The list of things I could be doing as a mom is neverending. There’s always more to do/be/become; someone else always seems “more than,” and I resolve to redouble my efforts. We’re not allowed to put our children in a closet while we go follow our dreams, so instead we put our dreams in a closet while we chase our children. Motherhood is ravenous, and it’s the path of least resistance to let it swallow me whole, simply because “I’m a mom, now.”

In short, I didn’t so much lose myself as I allowed myself to become lost.

It’s a small difference, but a significant one. If it’s my choices that led me here, then I can also choose my way out of it, too. Instead of taking the path of least resistance, I can willingly live in the tension. I can fight for balance, for boundaries, for a sliver (or chunk) of time that belongs to only me.

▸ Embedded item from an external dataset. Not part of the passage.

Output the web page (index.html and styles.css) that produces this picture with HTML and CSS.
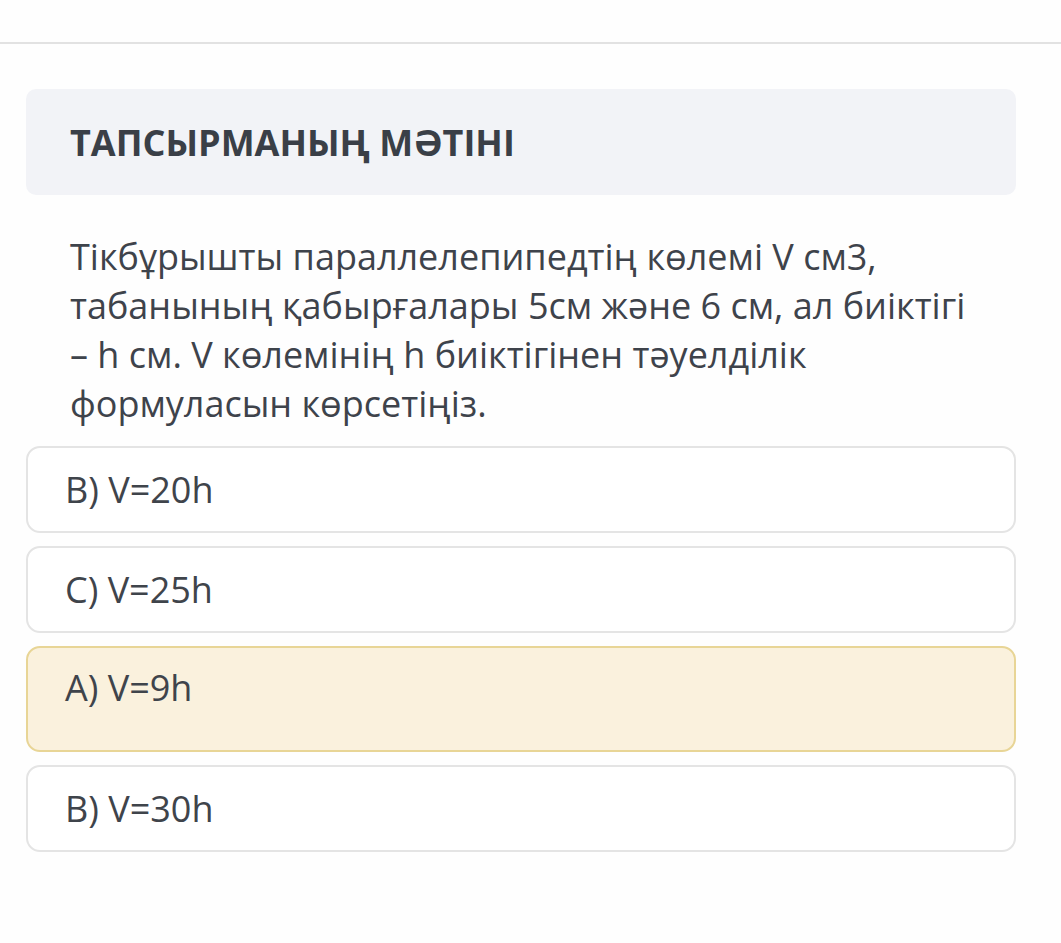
FILE: index.html
```html
<!DOCTYPE html>
<html lang="kk">
<head>
<meta charset="utf-8">
<title>Тапсырма</title>
<link rel="stylesheet" href="styles.css">
</head>
<body>
<div class="topbar"></div>
<main class="content">
  <section class="header">
    <h1 class="title">ТАПСЫРМАНЫҢ МӘТІНІ</h1>
  </section>
  <p class="question">Тікбұрышты параллелепипедтің көлемі V см3, табанының қабырғалары 5см және 6 см, ал биіктігі – h см. V көлемінің h биіктігінен тәуелділік формуласын көрсетіңіз.</p>
  <ul class="options">
    <li class="option">B) V=20h</li>
    <li class="option">C) V=25h</li>
    <li class="option option-selected">A) V=9h</li>
    <li class="option">B) V=30h</li>
  </ul>
</main>
</body>
</html>
```

FILE: styles.css
```css
html, body {
  margin: 0;
  padding: 0;
  background: #fefefe;
  font-family: "Open Sans", "Noto Sans", sans-serif;
  color: #3e434b;
}

.topbar {
  height: 42px;
  border-bottom: 2px solid #e2e2e2;
}

.content {
  padding: 45px 45px 0 26px;
}

.header {
  background: #f2f3f7;
  border-radius: 10px;
  height: 106px;
  display: flex;
  align-items: center;
  padding-left: 44px;
}

.title {
  margin: 0;
  font-size: 36px;
  font-weight: 700;
  color: #3a3f47;
}

.question {
  margin: 37px 0 0 0;
  padding: 0 44px;
  font-size: 36px;
  line-height: 49px;
  color: #3e434b;
}

.options {
  list-style: none;
  margin: 18px 0 0 0;
  padding: 0;
  display: flex;
  flex-direction: column;
  gap: 13px;
}

.option {
  border: 2px solid #e4e4e4;
  border-radius: 14px;
  background: #fff;
  padding: 17px 37px;
  font-size: 36px;
  line-height: 49px;
  color: #3f444b;
}

.option-selected {
  background: #faf1dd;
  border-color: #e8d596;
  padding-top: 15px;
  padding-bottom: 38px;
}
```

How does it change things when we believe that the choices motherhood forces us to make can be both/and, rather than either/or?

As my dear friend Callie is so good at reminding me, “You are always a mom. You’re not only a mom.”

I can’t be everything. But I don’t have to be “only” or “just” either. It’s harder work than hiding is, but I can make a different choice. I can hold onto the parts of myself I can’t bear to lose.

I can sit down and sift through what goes and what stays.

Things that go: feeling shame when I ask for help; my belief that if I try hard enough, I can get it perfect; anything that begins with the phrase “don’t you think you should? …”; immediately folding (ever folding?) the laundry.

Things that stay: writing on Wednesday nights at Starbucks, regular childcare, reading a book every month, dinner with girlfriends.

Things that go: sparkly handbags and high heels.

Things that stay: swingsets and running as fast as I can.

Maybe I can’t have it all. But I can choose what stays.